However, I'm unable to open the link (if that's what it is) at the top of the page. So could you tell us something about these contests -- like how many winners get printed, if there is money involved, & so on? Thanks! |
The Traveler's Guide to Wild Animals
Whenever you see a rhinoceros don't linger to savor his musk. You'd be better off swimming the Bosporus than to risk getting skewered by his tusk. Don't try to make friends with a whale; though by nature he isn't malicious with a flip of his flipper or tail, you'd soon be a snack for the fishes. With a tiger do not get too gabby, nor with a leopard or lion. Though they may resemble your tabby, they could eat you without even tryin'. So heed my advice, you who dare to stalk these great animals -- damnit! Kick off your boots, grab a chair, sit back and watch Animal Planet. [John, I swear I didn't steal Bosporus from you, since I didn't read yours until after I wrote mine!] |
Gail,
Here's the link to this weeks contest. http://www.spectator.co.uk/the-magaz...petition.thtml There are links to past contests on the right, in which many of our folks have figured prominently. Marion |
Gail, you can follow the link.

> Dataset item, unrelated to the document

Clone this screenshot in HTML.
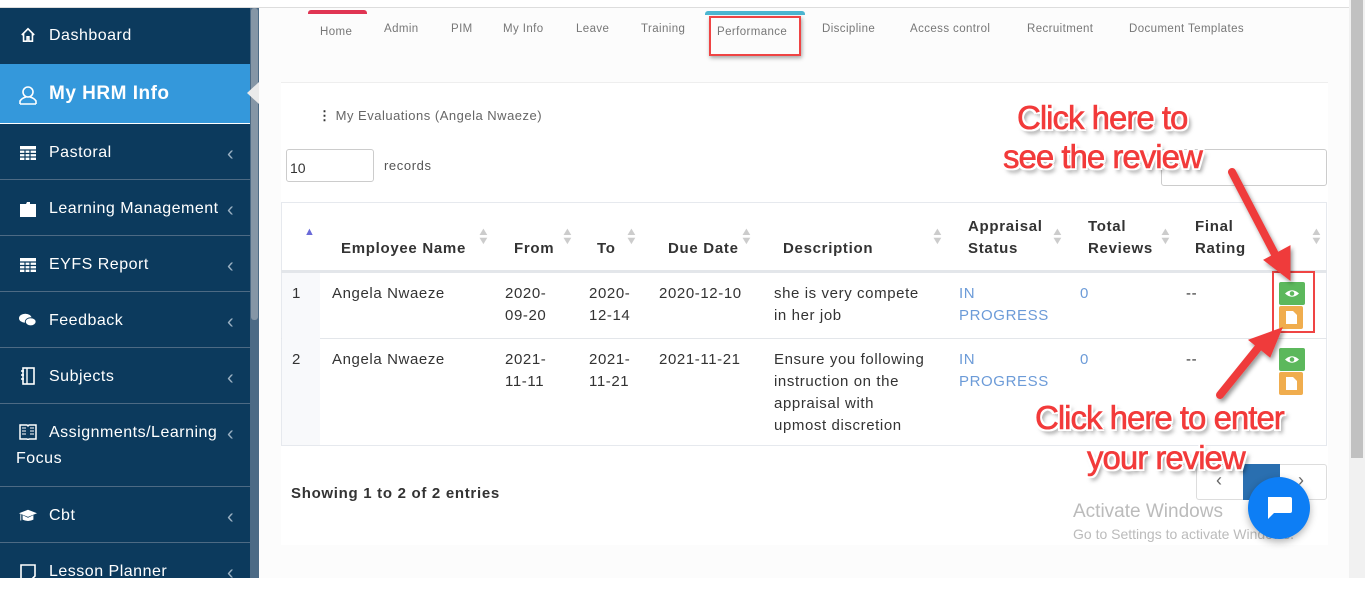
<!DOCTYPE html>
<html><head><meta charset="utf-8"><style>
*{box-sizing:border-box;margin:0;padding:0}
body{width:1365px;height:578px;overflow:hidden;background:#fff;font-family:"Liberation Sans",sans-serif;position:relative;color:#333}
.abs{position:absolute}
#sb{left:0;top:8px;width:259px;height:570px;background:#0c3a5d}
.it{position:absolute;left:0;width:250px;color:#fff;font-size:16px;letter-spacing:.5px;border-bottom:1px solid #4d6a84}
.it .ic{position:absolute;left:19px;width:18px;height:16px}
.it .t{position:absolute;left:49px}
.it .ch{position:absolute;left:227px;color:#9bb0c2;font-size:20px;line-height:16px}
.nav{font-size:11.5px;color:#777;letter-spacing:.4px;top:23px}
.h{font-weight:bold;font-size:15px;color:#333;letter-spacing:.7px;line-height:22px}
.c{font-size:15px;color:#333;letter-spacing:.6px;line-height:22px}
.sort{color:#ccc;font-size:11px;line-height:9px;transform:scaleX(1.2)}
.ann{font-size:33px;color:#f23a3a;font-family:"Liberation Sans",sans-serif;letter-spacing:-1px;-webkit-text-stroke:0.6px #f23a3a;text-shadow:-2px -2px 0 #fff,2px -2px 0 #fff,-2px 2px 0 #fff,2px 2px 0 #fff,0 2px 0 #fff,2px 0 0 #fff,-2px 0 0 #fff,0 -2px 0 #fff,3px 4px 4px rgba(0,0,0,.5);white-space:nowrap}
.blue{color:#6c9bd8}
</style></head><body>
<div class="abs" style="left:0;top:0;width:1350px;height:8px;background:#fff;border-bottom:1px solid #ddd"></div>
<div class="abs" style="left:259px;top:8px;width:1091px;height:570px;background:#fcfcfc"></div>
<div class="abs" style="left:1349px;top:0;width:16px;height:578px;background:#f1f1f1"></div>
<div class="abs" style="left:1351px;top:0;width:12px;height:458px;background:#c1c1c1"></div>

<div id="sb" class="abs">
<div class="it" style="top:0;height:56px;border:none"><svg class="ic" style="top:19px" viewBox="0 0 18 18"><path d="M2 9 L9 2 L16 9 M4 7 V16 H8 V11 H10 V16 H14 V7" fill="none" stroke="#fff" stroke-width="1.8"/></svg><span class="t" style="top:19px">Dashboard</span></div>
<div class="it" style="top:56px;height:60px;background:#3498db;border-bottom:1px solid #fff;width:250px"><svg class="ic" style="top:21px;height:20px" viewBox="0 0 18 20"><circle cx="9" cy="7" r="5" fill="none" stroke="#fff" stroke-width="1.6"/><path d="M1 19 V16 Q3 13 7 12 M17 19 V16 Q15 13 11 12 M1 19 H17" fill="none" stroke="#fff" stroke-width="1.6"/></svg><span class="t" style="top:19px;font-weight:bold;font-size:19px">My HRM Info</span></div>
<div class="it" style="top:116px;height:56px"><svg class="ic" style="top:21px" viewBox="0 0 18 16"><rect x="1" y="1" width="16" height="14" fill="#fff"/><path d="M1 5H17M1 8.5H17M1 12H17M6 5V15M11 5V15" stroke="#0c3a5d" stroke-width="1.2"/></svg><span class="t" style="top:20px">Pastoral</span><span class="ch" style="top:22px">‹</span></div>
<div class="it" style="top:172px;height:56px"><svg class="ic" style="top:21px" viewBox="0 0 18 16"><path d="M1 3H7L8 1H11V3H17V16H1Z" fill="#fff"/></svg><span class="t" style="top:20px">Learning Management</span><span class="ch" style="top:22px">‹</span></div>
<div class="it" style="top:228px;height:56px"><svg class="ic" style="top:21px" viewBox="0 0 18 16"><rect x="1" y="1" width="16" height="14" fill="#fff"/><path d="M1 5H17M1 8.5H17M1 12H17M6 5V15M11 5V15" stroke="#0c3a5d" stroke-width="1.2"/></svg><span class="t" style="top:20px">EYFS Report</span><span class="ch" style="top:22px">‹</span></div>
<div class="it" style="top:284px;height:56px"><svg class="ic" style="top:20px" viewBox="0 0 20 16"><ellipse cx="7" cy="6" rx="7" ry="5" fill="#fff"/><ellipse cx="13" cy="10" rx="6" ry="4.5" fill="#fff" stroke="#0c3a5d"/></svg><span class="t" style="top:20px">Feedback</span><span class="ch" style="top:22px">‹</span></div>
<div class="it" style="top:340px;height:56px"><svg class="ic" style="top:19px;height:18px" viewBox="0 0 18 18"><rect x="4" y="1" width="11" height="16" fill="none" stroke="#fff" stroke-width="1.6"/><path d="M8 1V17M2 4H5M2 8H5M2 12H5" stroke="#fff" stroke-width="1.4"/></svg><span class="t" style="top:20px">Subjects</span><span class="ch" style="top:22px">‹</span></div>
<div class="it" style="top:396px;height:83px"><svg class="ic" style="top:20px" viewBox="0 0 18 16"><path d="M1 1H8L9 2L10 1H17V15H10L9 16L8 15H1Z" fill="none" stroke="#fff" stroke-width="1.5"/><path d="M3 4H7M3 7H7M3 10H7M11 4H15M11 7H15M11 10H15" stroke="#fff"/></svg><span class="t" style="top:20px">Assignments/Learning</span><span class="ch" style="top:22px">‹</span><span class="abs" style="left:16px;top:46px">Focus</span></div>
<div class="it" style="top:479px;height:56px"><svg class="ic" style="top:21px" viewBox="0 0 20 16"><path d="M0 5L10 1L20 5L10 9Z" fill="#fff"/><path d="M4 7V12Q10 15 16 12V7L10 10Z" fill="#fff"/><path d="M2 6V13" stroke="#fff"/></svg><span class="t" style="top:20px">Cbt</span><span class="ch" style="top:22px">‹</span></div>
<div class="it" style="top:535px;height:56px;border:none"><svg class="ic" style="top:21px" viewBox="0 0 18 16"><path d="M2 1H16V12L12 16H2Z" fill="none" stroke="#fff" stroke-width="1.6"/></svg><span class="t" style="top:20px">Lesson Planner</span><span class="ch" style="top:22px">‹</span></div>
<div class="abs" style="left:250px;top:0;width:9px;height:570px;background:#4c6a85"></div>
<div class="abs" style="left:251px;top:0;width:7px;height:312px;background:#8596a6;border-radius:3px"></div>
<div class="abs" style="left:247px;top:74px;width:0;height:0;border-top:11px solid transparent;border-bottom:11px solid transparent;border-right:12px solid #eaeaea"></div>
</div>

<div class="abs" style="left:308px;top:10px;width:59px;height:4px;background:#e03553;border-radius:3px 3px 0 0"></div>
<div class="abs" style="left:705px;top:11px;width:100px;height:4px;background:#4cb6d1;border-radius:3px 3px 0 0"></div>
<span class="abs nav" style="left:320px;top:26px">Home</span>
<span class="abs nav" style="left:384px">Admin</span>
<span class="abs nav" style="left:451px">PIM</span>
<span class="abs nav" style="left:503px">My Info</span>
<span class="abs nav" style="left:576px">Leave</span>
<span class="abs nav" style="left:641px">Training</span>
<span class="abs nav" style="left:717px;top:26px">Performance</span>
<span class="abs nav" style="left:822px">Discipline</span>
<span class="abs nav" style="left:910px">Access control</span>
<span class="abs nav" style="left:1027px">Recruitment</span>
<span class="abs nav" style="left:1129px">Document Templates</span>
<div class="abs" style="left:709px;top:16px;width:92px;height:40px;border:2px solid #ef4444;box-shadow:1px 2px 4px rgba(0,0,0,.35)"></div>

<div class="abs" style="left:281px;top:82px;width:1047px;height:463px;background:#fff;border-top:1px solid #eee"></div>
<span class="abs" style="left:318px;top:108px;font-size:13px;color:#666;letter-spacing:.5px"><b style="color:#333">⋮</b> My Evaluations (Angela Nwaeze)</span>
<div class="abs" style="left:286px;top:149px;width:88px;height:33px;border:1px solid #ccc;border-radius:3px;font-size:14px;padding:10px 3px">10</div>
<span class="abs" style="left:384px;top:158px;font-size:13px;color:#555;letter-spacing:.6px">records</span>
<div class="abs" style="left:1161px;top:149px;width:166px;height:37px;border:1px solid #ccc;border-radius:3px"></div>

<div class="abs" style="left:281px;top:202px;width:1046px;height:244px;border:1px solid #e6e9ee"></div>
<div class="abs" style="left:281px;top:270px;width:1046px;height:3px;background:#e3e6ea"></div>
<div class="abs" style="left:281px;top:338px;width:1046px;height:1px;background:#e3e6ea"></div>
<div class="abs" style="left:282px;top:273px;width:38px;height:172px;background:#f8f9fb"></div>
<span class="abs" style="left:304px;top:226px;color:#6a6ad8;font-size:11px">▲</span>
<span class="abs h" style="left:341px;top:238px">Employee Name</span>
<span class="abs h" style="left:514px;top:238px">From</span>
<span class="abs h" style="left:597px;top:238px">To</span>
<span class="abs h" style="left:668px;top:238px">Due Date</span>
<span class="abs h" style="left:783px;top:238px">Description</span>
<span class="abs h" style="left:968px;top:216px">Appraisal<br>Status</span>
<span class="abs h" style="left:1088px;top:216px">Total<br>Reviews</span>
<span class="abs h" style="left:1195px;top:216px">Final<br>Rating</span>
<span class="abs sort" style="left:478px;top:228px">▲<br>▼</span>
<span class="abs sort" style="left:562px;top:228px">▲<br>▼</span>
<span class="abs sort" style="left:626px;top:228px">▲<br>▼</span>
<span class="abs sort" style="left:741px;top:228px">▲<br>▼</span>
<span class="abs sort" style="left:932px;top:228px">▲<br>▼</span>
<span class="abs sort" style="left:1052px;top:228px">▲<br>▼</span>
<span class="abs sort" style="left:1160px;top:228px">▲<br>▼</span>
<span class="abs sort" style="left:1311px;top:228px">▲<br>▼</span>

<span class="abs c" style="left:292px;top:283px">1</span>
<span class="abs c" style="left:332px;top:283px">Angela Nwaeze</span>
<span class="abs c" style="left:505px;top:283px">2020-<br>09-20</span>
<span class="abs c" style="left:589px;top:283px">2020-<br>12-14</span>
<span class="abs c" style="left:659px;top:283px">2020-12-10</span>
<span class="abs c" style="left:774px;top:283px">she is very compete<br>in her job</span>
<span class="abs c blue" style="left:959px;top:283px">IN<br>PROGRESS</span>
<span class="abs c blue" style="left:1080px;top:283px">0</span>
<span class="abs c" style="left:1186px;top:283px">--</span>

<span class="abs c" style="left:292px;top:349px">2</span>
<span class="abs c" style="left:332px;top:349px">Angela Nwaeze</span>
<span class="abs c" style="left:505px;top:349px">2021-<br>11-11</span>
<span class="abs c" style="left:589px;top:349px">2021-<br>11-21</span>
<span class="abs c" style="left:659px;top:349px">2021-11-21</span>
<span class="abs c" style="left:774px;top:349px">Ensure you following<br>instruction on the<br>appraisal with<br>upmost discretion</span>
<span class="abs c blue" style="left:959px;top:349px">IN<br>PROGRESS</span>
<span class="abs c blue" style="left:1080px;top:349px">0</span>
<span class="abs c" style="left:1186px;top:349px">--</span>

<div class="abs" style="left:1279px;top:282px;width:26px;height:23px;background:#5cb85c;border-radius:2px"><svg width="26" height="23" viewBox="0 0 26 23"><path d="M6 11.5Q13 5 20 11.5Q13 18 6 11.5Z" fill="#fff"/><circle cx="13" cy="11.5" r="2.3" fill="#5cb85c"/></svg></div>
<div class="abs" style="left:1279px;top:306px;width:24px;height:23px;background:#f0ad4e;border-radius:2px"><svg width="24" height="23" viewBox="0 0 24 23"><path d="M7 5H14L18 9V18H7Z" fill="#fff"/></svg></div>
<div class="abs" style="left:1272px;top:271px;width:43px;height:62px;border:2px solid #ef4444"></div>
<div class="abs" style="left:1279px;top:348px;width:26px;height:23px;background:#5cb85c;border-radius:2px"><svg width="26" height="23" viewBox="0 0 26 23"><path d="M6 11.5Q13 5 20 11.5Q13 18 6 11.5Z" fill="#fff"/><circle cx="13" cy="11.5" r="2.3" fill="#5cb85c"/></svg></div>
<div class="abs" style="left:1279px;top:372px;width:24px;height:23px;background:#f0ad4e;border-radius:2px"><svg width="24" height="23" viewBox="0 0 24 23"><path d="M7 5H14L18 9V18H7Z" fill="#fff"/></svg></div>

<span class="abs" style="left:291px;top:485px;font-weight:bold;font-size:15px;letter-spacing:.7px;color:#333">Showing 1 to 2 of 2 entries</span>
<div class="abs" style="left:1196px;top:464px;width:131px;height:36px;border:1px solid #ddd;border-radius:3px"></div>
<div class="abs" style="left:1243px;top:464px;width:37px;height:36px;background:#2a6fb0"></div>
<span class="abs" style="left:1216px;top:470px;color:#666;font-size:18px">‹</span>
<span class="abs" style="left:1298px;top:470px;color:#666;font-size:18px">›</span>
<span class="abs" style="left:1073px;top:501px;font-size:19px;color:#bbb">Activate Windows</span>
<span class="abs" style="left:1073px;top:526px;font-size:14px;color:#bbb">Go to Settings to activate Windows.</span>
<div class="abs" style="left:1248px;top:477px;width:62px;height:62px;border-radius:50%;background:#0d7ef5;box-shadow:0 3px 8px rgba(0,0,0,.3)"><svg width="62" height="62" viewBox="0 0 62 62"><path d="M20 20H42Q44 20 44 22V34Q44 36 42 36H26L20 42Z" fill="#fff"/></svg></div>

<svg class="abs" style="left:0;top:0" width="1365" height="578">
<defs><filter id="s"><feDropShadow dx="2" dy="3" stdDeviation="2" flood-opacity=".4"/></filter></defs>
<g filter="url(#s)" fill="#ef3b3b" stroke="#ef3b3b">
<path d="M1232 172 L1278 260" stroke-width="8" stroke-linecap="round"/>
<path d="M1264 260 L1290 280 L1290 246 Z"/>
<path d="M1220 395 L1262 343" stroke-width="8" stroke-linecap="round"/>
<path d="M1249 340 L1282 328 L1270 357 Z"/>
</g></svg>
<span class="abs ann" style="left:1017px;top:99px">Click here to</span>
<span class="abs ann" style="left:1003px;top:138px">see the review</span>
<span class="abs ann" style="left:1035px;top:399px">Click here to enter</span>
<span class="abs ann" style="left:1087px;top:439px">your review</span>
</body></html>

You can see about five winners. You win £25 plus an extra fiver if you are top dog. Many Spherians have won prizes. Because we're so good. I'm not counting the great Bill Greenwell who has won times without number.When you win you can get in touch with me. I change your endorsed cheques into dollars for the costof the postage. There is also a monthly competition at The Oldie, same sort of thing.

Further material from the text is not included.